La Revue du Spectacle, le magazine des arts de la scène et du spectacle vivant. Infos théâtre, chanson, café-théâtre, cirque, arts de la rue, agenda, CD, etc.



Augmenter la taille du texte
Diminuer la taille du texte
Partager
Festivals

Festival Trente Trente "Nartiste", "En Outre", "I.O", "Lontano", des circassiens en recherche… et une roue Cyr flamboyante en guise de point final

Pour conclure la 19e édition des Rencontres de la forme courte en Nouvelle-Aquitaine, un bus avait été affrété reliant Bordeaux à L'Agora-Pôle National Cirque de Boulazac en Dordogne. Là, nous attendaient quatre performances toutes frappées du sceau d'une recherche échappant aux attendus du genre, l'une d'entre elles cependant se détachant du lot… Bouquet final d'un festival ayant ménagé une pléiade de sensations fortes, "Lontano" nous a particulièrement "enrôlés" tant les prouesses de la circassienne, domptant sa roue Cyr avec une énergie sans commune mesure, furent de nature à ravir nos sens.
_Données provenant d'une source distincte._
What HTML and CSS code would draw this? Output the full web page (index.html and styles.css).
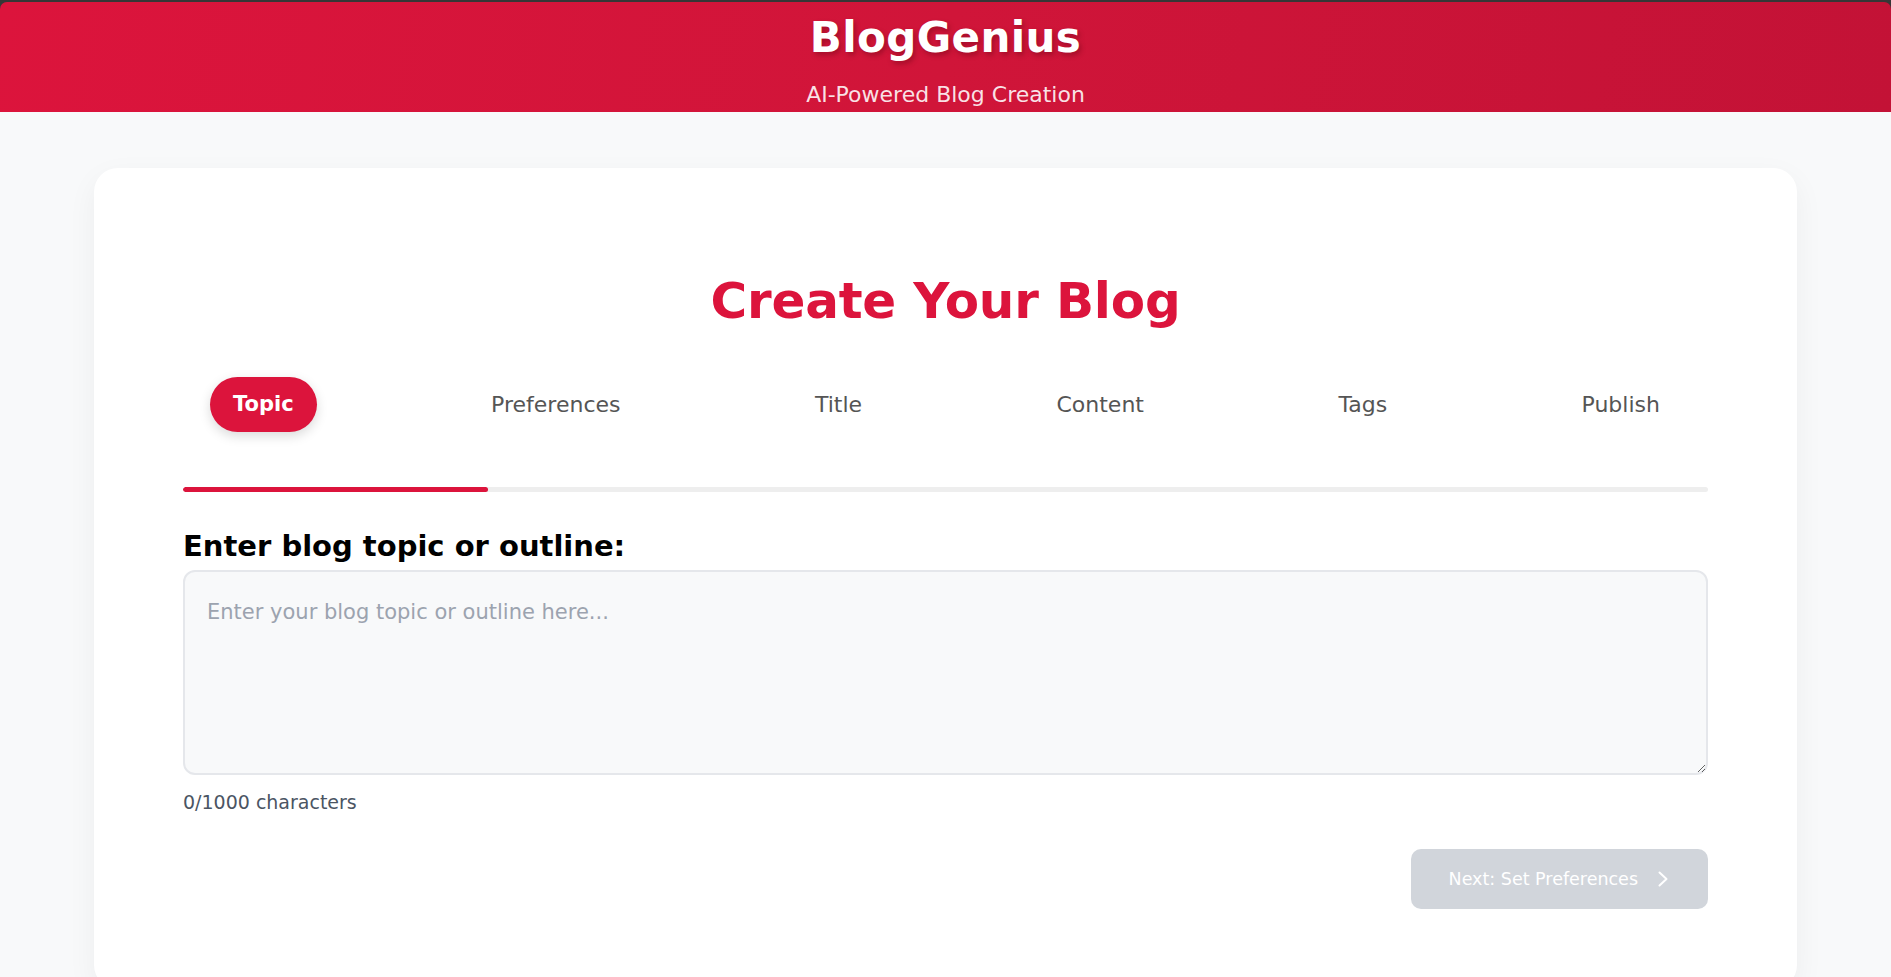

"Nartiste" © Pierre Planchenault.
"Nartiste" © Pierre Planchenault.
"Nartiste", de et avec Jérôme Galan. Quand un artiste circassien n'ayant pas froid aux yeux transgresse allègrement le réel pour se mirer dans le miroir central où se dresse habituellement le mât chinois, Narcisse et lui ne font plus qu'un… Le mot-valise du rôle-titre naît de cette rencontre improbable entre un voltigeur défiant les lois de la gravité et un espace circulaire propre à "réfléchir" sa recherche.

Comme le ferait un papillon de nuit attiré par la lumière, Nartiste s'emploie à tourner autour d'elle avant de s'élancer vers sa source hautement située. Suspendu alors à des sangles qu'il manipule comme autant de poulies le hissant vers le Graal, il tournoie en tous sens, accroché par les pieds, tête en bas se reflétant en son beau miroir… Ainsi, virevoltant comme une flamme, son corps réfléchi se fond dans la petite musique aérienne. Une recherche poétique d'une grâce prométhéenne prometteuse…

"En Outre" © Pierre Planchenault.
"En Outre" © Pierre Planchenault.
"En Outre", de et avec, Marie Jolet et Julien Vadet. Complices comme pas deux, Marie et Julien - ainsi ensemble saluent-ils leur public - instillent à tour de rôle réflexions et actions remettant en cause l'ordre immuable du monde… Invité à entrer de plain-pied dans les coulisses de leur création à vue, on assiste aux étapes du nouveau process. Comme une voix off qui commenterait en direct les réflexions de la circassienne, elle analyse à haute voix la pseudo-fragilité de son corps féminin confronté à celui imposant du circassien. Actant cette découverte, c'est à elle à qui reviendra désormais le privilège de porter sur ses jambes-piliers tendues en l'air le poids de son partenaire assis sur son trône.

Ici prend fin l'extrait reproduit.